Oyster Bay in Nassau County, New York — The American Northeast (Mid-Atlantic)
Roosevelts at Play
Sagamore Hill National Historic Site
Tennis at Sagamore Hill had unique challenges and court rules. The ground wasn’t level and tree branches closed in the court. The Roosevelts allowed “that when a ball hit a branch and might have gone in it was a ‘let.’”

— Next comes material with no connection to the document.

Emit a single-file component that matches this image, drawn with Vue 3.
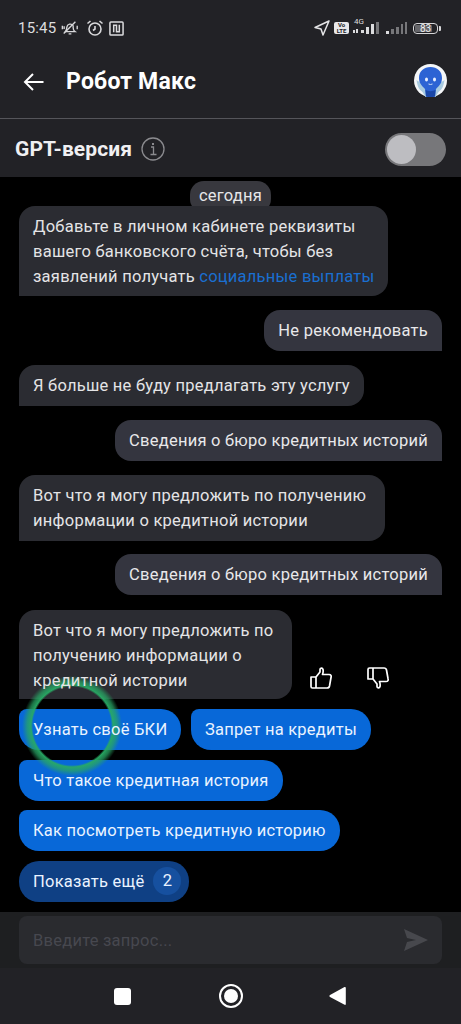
<script setup>
const chips = [
  ['Узнать своё БКИ', 'Запрет на кредиты'],
  ['Что такое кредитная история'],
  ['Как посмотреть кредитную историю'],
]
</script>

<template>
  <div class="screen">
    <header class="top">
      <div class="status">
        <span class="time">15:45</span>
        <svg class="si bell" width="18" height="18" viewBox="0 0 20 18" fill="none" stroke="#d8d8da" stroke-width="1.500">
          <path d="M5 13c1.500-1.500 1.500-3 1.500-5a3.800 3.800 0 0 1 7-1.500v2c0 2 .5 3.500 2 4.500z" />
          <path d="M3 15 16 2M8.500 15.500h3M1.500 6.500v4M3.500 7v3M18 6.500v4" />
        </svg>
        <svg class="si alarm" width="18" height="18" viewBox="0 0 18 18" fill="none" stroke="#d8d8da" stroke-width="1.600">
          <circle cx="9" cy="10" r="6" />
          <path d="M1.500 4.500 4.500 2M16.500 4.500 13.500 2M9 7v3l-2 1.500" />
        </svg>
        <svg class="si nfc" width="15" height="15" viewBox="0 0 16 16" fill="none" stroke="#dcdcde" stroke-width="1.600">
          <rect x="1" y="1" width="14" height="14" rx="1" />
          <path d="M5 12V4.500h3V10M11 4v7.500H8V6" />
        </svg>
        <span class="grow"></span>
        <svg width="16" height="16" viewBox="0 0 16 16" fill="none" stroke="#e4e4e6" stroke-width="1.500" stroke-linejoin="round">
          <path d="M15 1 1 7.500l6 1.500 2 6z" />
        </svg>
        <span class="volte">Vo<br />LTE</span>
        <span class="net">
          <small>4G</small>
          <svg width="28" height="14" viewBox="0 0 28 14" fill="#dcdcde">
            <rect x="0" y="9" width="2" height="3" />
            <rect x="3" y="8" width="2" height="4" />
            <rect x="8" y="9" width="3" height="3" />
            <rect x="13" y="6" width="3" height="7" />
            <rect x="18" y="3" width="3" height="10" />
            <rect x="23" y="1" width="3" height="12" fill="#77777a" />
          </svg>
        </span>
        <svg class="sig2" width="21" height="14" viewBox="0 0 21 14" fill="#77777a">
          <rect x="0" y="10" width="3" height="3" fill="#dcdcde" />
          <rect x="5" y="8" width="3" height="5" />
          <rect x="10" y="6" width="3" height="7" />
          <rect x="15" y="3" width="2" height="10" />
          <rect x="19" y="1" width="2" height="12" />
        </svg>
        <span class="battery"><span class="fill"></span><b>83</b></span>
        <span class="cap"></span>
      </div>
      <div class="title-row">
        <svg width="21" height="20" viewBox="0 0 21 20" fill="none" stroke="#fff" stroke-width="2">
          <path d="M20.500 10H2M10 2l-8 8 8 8" />
        </svg>
        <h1>Робот Макс</h1>
        <span class="grow"></span>
        <svg class="avatar" width="33" height="33" viewBox="0 0 33 33">
          <circle cx="16.500" cy="16.500" r="16.500" fill="#f4f6f8" />
          <path d="M2.500 16c1 6 2 9 6 12l3 5h10l3-5c4-3 5-6 6-12-2 2-4 2-7 2H9.500c-3 0-5 0-7-2z" fill="#a9cbe0" />
          <path d="M5 14C5 7 10 3 16.500 3S28 7 28 14c0 5-3 8-6 11l-1 7.500q-4.500 1-9 0l-1-7.500c-3-3-6-6-6-11z" fill="#2c63d4" />
          <path d="M11.500 26c3 1.500 7 1.500 10 0l-.5 6.500q-4.500 1-9 0z" fill="#1a47a8" />
          <ellipse cx="12.500" cy="15.500" rx="1.500" ry="2" fill="#e8f0ff" />
          <ellipse cx="20.500" cy="15.500" rx="1.500" ry="2" fill="#e8f0ff" />
          <path d="M14.500 20q2 1 4 0" stroke="#cfe0f7" fill="none" />
        </svg>
      </div>
      <div class="gpt-row">
        <span class="gpt">GPT-версия</span>
        <svg width="24" height="24" viewBox="0 0 24 24" fill="none" stroke="#8b8b8f" stroke-width="1.300">
          <circle cx="12" cy="12" r="11" />
          <path d="M10 10h2.500v7M9.500 17.500h6" />
          <path d="M12 6v2" stroke-width="2" />
        </svg>
        <span class="grow"></span>
        <span class="toggle"><span class="knob"></span></span>
      </div>
    </header>

    <main class="chat">
      <span class="date">сегодня</span>
      <div class="msg bot first">
        <span class="line">Добавьте в личном кабинете реквизиты</span>
        <span class="line">вашего банковского счёта, чтобы без</span>
        <span class="line"><span>заявлений получать </span><a>социальные выплаты</a></span>
      </div>
      <div class="msg me">Не рекомендовать</div>
      <div class="msg bot">Я больше не буду предлагать эту услугу</div>
      <div class="msg me">Сведения о бюро кредитных историй</div>
      <div class="msg bot wide">Вот что я могу предложить по получению информации о кредитной истории</div>
      <div class="msg me second">Сведения о бюро кредитных историй</div>
      <div class="rated">
        <div class="msg bot narrow"><span class="label">Вот что я могу предложить по получению информации о кредитной истории</span></div>
        <svg class="thumb" width="22" height="22" viewBox="0 0 22 22" fill="none" stroke="#fff" stroke-width="1.700" stroke-linejoin="round">
          <path d="M1 10h5v11H2.500A1.500 1.500 0 0 1 1 19.500zM6 10l4-5V2.500C10 1 12.500.5 13 2.500c.5 2-.5 5-.5 5H19c2 0 2.500 1.500 2 3l-1.500 8.500c-.3 1.500-1 2-2.500 2H6" />
        </svg>
        <svg class="thumb down" width="22" height="22" viewBox="0 0 22 22" fill="none" stroke="#fff" stroke-width="1.700" stroke-linejoin="round">
          <path d="M1 10h5v11H2.500A1.500 1.500 0 0 1 1 19.500zM6 10l4-5V2.500C10 1 12.500.5 13 2.500c.5 2-.5 5-.5 5H19c2 0 2.500 1.500 2 3l-1.500 8.500c-.3 1.500-1 2-2.500 2H6" />
        </svg>
      </div>
      <div class="chips">
        <div v-for="(row, i) in chips" :key="i" class="chip-row">
          <span v-for="c in row" :key="c" class="chip"><span class="label">{{ c }}</span></span>
        </div>
        <div class="chip-row">
          <span class="chip more"><span>Показать ещё</span><b class="count">2</b></span>
        </div>
      </div>
      <span class="touch"></span>
    </main>

    <div class="composer">
      <div class="input">
        <span>Введите запрос...</span>
        <svg width="24" height="24" viewBox="0 0 24 24" fill="#47484d">
          <path d="M0 1 24 12 0 23l3-9 9-2-9-2z" />
        </svg>
      </div>
    </div>

    <nav class="nav">
      <span class="square"></span>
      <span class="home"></span>
      <svg width="17" height="20" viewBox="0 0 17 20" fill="#fff"><path d="M16 1c.5 0 .8.300.8 1v16c0 .8-.6 1.200-1.200.8L1 11c-.8-.5-.8-1.500 0-2L15.500 1z" /></svg>
    </nav>
  </div>
</template>

<style>
html, body { margin: 0; background: #000; }
</style>

<style scoped>
.screen {
  width: 461px;
  height: 1024px;
  display: flex;
  flex-direction: column;
  overflow: hidden;
  background: #000;
  font-family: Roboto, "Noto Sans", sans-serif;
  color: #e8e8ea;
}
.grow { flex: 1; }
.top { background: #222226; height: 177px; flex: none; }
.status {
  height: 56px;
  display: flex;
  align-items: center;
  padding: 0 20px 0 18px;
  font-size: 15px;
  color: #dcdcde;
  box-sizing: border-box;
}
.time { letter-spacing: .2px; margin-right: 5px; }
.si { margin-right: 6px; flex: none; }
.bell { margin-right: 7px; }
.alarm { margin-right: 5px; }
.volte {
  width: 15px;
  height: 12px;
  margin: 0 4px 0 4px;
  background: #e8e8ea;
  color: #222226;
  border-radius: 2px;
  font-size: 6px;
  line-height: 6px;
  font-weight: 700;
  text-align: center;
}
.net { position: relative; display: flex; }
.net small { position: absolute; left: 1px; top: -4px; font-size: 8px; line-height: 9px; color: #dcdcde; }
.sig2 { margin-left: 5px; margin-right: 6px; }
.battery {
  position: relative;
  flex: none;
  width: 23px;
  height: 9px;
  border: 1.500px solid #d6d6d8;
  border-radius: 4px;
  display: block;
  overflow: hidden;
}
.fill { position: absolute; left: 1px; top: 1px; bottom: 1px; width: 17px; background: #66666a; border-radius: 1px; }
.battery b { position: absolute; inset: 0; text-align: center; font-size: 10px; line-height: 9px; font-weight: 400; color: #f0f0f0; }
.cap { width: 2px; height: 5px; background: #d6d6d8; margin-left: 1px; border-radius: 0 1px 1px 0; }
.title-row {
  height: 63px;
  display: flex;
  align-items: center;
  padding: 0 14px 11px 23px;
  border-bottom: 1px solid #55555a;
  box-sizing: border-box;
}
.title-row h1 { margin: 0 0 0 22px; font-size: 23px; font-weight: 700; color: #fff; letter-spacing: .2px; }
.avatar { margin-top: -2px; }
.gpt-row {
  height: 58px;
  display: flex;
  align-items: center;
  padding: 2px 15px 0 15px;
  box-sizing: border-box;
}
.gpt { font-size: 21px; font-weight: 700; color: #f0f0f2; margin-right: 9px; letter-spacing: .1px; }
.toggle {
  width: 61px;
  height: 33px;
  border-radius: 17px;
  background: #77777a;
  display: flex;
  align-items: center;
}
.knob { width: 29px; height: 29px; margin-left: 2px; border-radius: 50%; background: #bdbdc1; }
.chat {
  position: relative;
  flex: 1;
  min-height: 0;
  display: flex;
  flex-direction: column;
  align-items: flex-start;
  padding: 4px 19px 0;
  box-sizing: border-box;
}
.date {
  align-self: center;
  height: 32px;
  margin-bottom: -7px;
  padding: 0 9px;
  background: #38383e;
  border-radius: 14px;
  font-size: 16.500px;
  line-height: 30px;
  letter-spacing: .24px;
  color: #e6e6e8;
}
.msg {
  position: relative;
  box-sizing: border-box;
  padding: 8px 14px;
  font-size: 16.500px;
  line-height: 25px;
  letter-spacing: .24px;
  margin-bottom: 14px;
}
.line { display: block; white-space: nowrap; }
.label { position: relative; z-index: 2; }
.bot { background: #2b2c32; border-radius: 16px 16px 16px 0; color: #e4e4e6; max-width: 369px; }
.me { background: #34353f; border-radius: 16px 16px 0 16px; align-self: flex-end; color: #e8e8ea; }
.first { width: 369px; height: 90px; }
.wide { width: 366px; margin-bottom: 13px; }
.second { margin-bottom: 15px; }
.msg a { color: #1a6fd0; }
.rated { display: flex; align-items: center; margin-bottom: 10px; }
.rated .msg { margin-bottom: 0; }
.narrow { width: 273px; height: 89px; }
.thumb { margin: 46px 0 0 18px; flex: none; }
.thumb + .thumb { margin-left: 35px; }
.down { transform: rotate(180deg) scaleX(-1); }
.chips { display: flex; flex-direction: column; gap: 9.670px; }
.chip-row { display: flex; gap: 9.500px; }
.chip {
  height: 41px;
  padding: 0 14px;
  display: flex;
  align-items: center;
  background: #0868d8;
  border-radius: 8px 20px 20px 20px;
  font-size: 16.500px;
  letter-spacing: .24px;
  color: #eaf3ff;
  white-space: nowrap;
}
.more { background: #0f4084; padding-right: 8px; border-radius: 20px; }
.count {
  width: 28px;
  height: 28px;
  margin-left: 9px;
  border-radius: 50%;
  background: #16509f;
  text-align: center;
  line-height: 28px;
  font-weight: 400;
}
.touch {
  position: absolute;
  z-index: 1;
  left: 22px;
  top: 499px;
  width: 100px;
  height: 100px;
  pointer-events: none;
  background: radial-gradient(circle closest-side, rgba(40, 170, 100, 0) 78%, rgba(40, 170, 100, .95) 82%, rgba(40, 165, 100, .7) 90%, rgba(40, 160, 100, 0) 100%);
}
.composer {
  height: 56px;
  flex: none;
  background: #1e1f21;
  padding: 4px 19px 4px;
  box-sizing: border-box;
}
.input {
  height: 48px;
  background: #2a2b2f;
  border-radius: 8px;
  display: flex;
  align-items: center;
  justify-content: space-between;
  padding: 0 14px;
  font-size: 16.500px;
  letter-spacing: .24px;
  color: #47484f;
}
.nav {
  height: 56px;
  flex: none;
  background: #222226;
  display: flex;
  align-items: center;
  padding: 0 115px 0 114px;
  justify-content: space-between;
}
.square { width: 17px; height: 17px; background: #fff; border-radius: 3px; }
.home {
  width: 14px;
  height: 14px;
  margin-left: 2px;
  border-radius: 50%;
  background: #fff;
  outline: 2px solid #fff;
  outline-offset: 3px;
}
</style>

For Theodore Roosevelt sports were about building character and body. They might get rough, with bruises and blood, but that was all part of the game. Roosevelt, his family – including cousins and their parents – and anyone else were welcome to play. In addition to tennis, games included football, swimming, obstacle courses, or any other event Roosevelt could turn into a competitive adventure. The most important rule of Roosevelt-led point-to-point (obstacle) walks were to “go over, under, or through – but never around.” It was all part of his belief in “the strenuous life.”
“Oh, those perfectly awful endurance contests masquerading as games!”
Erected by National Park Service.
Location. 40° 53.082′ N, 73° 30.161′ W. Marker is in Oyster Bay, New York, in Nassau County. Marker is on Sagamore Hill Road, on the right when traveling north. Touch for map. Marker
Other nearby markers. At least 8 other markers are within walking distance of this marker. Tennis Anyone? (within shouting distance of this marker); Sagamore Hill (about 300 feet away, measured in a direct line); Quentin Roosevelt (about 400 feet away); Theodore Roosevelt (about 400 feet away); A Place in History (about 400 feet away); Atop Sagamore Hill (about 500 feet away); The House (about 500 feet away); Mounting Platform (about 500 feet away). Touch for a list and map of all markers in Oyster Bay.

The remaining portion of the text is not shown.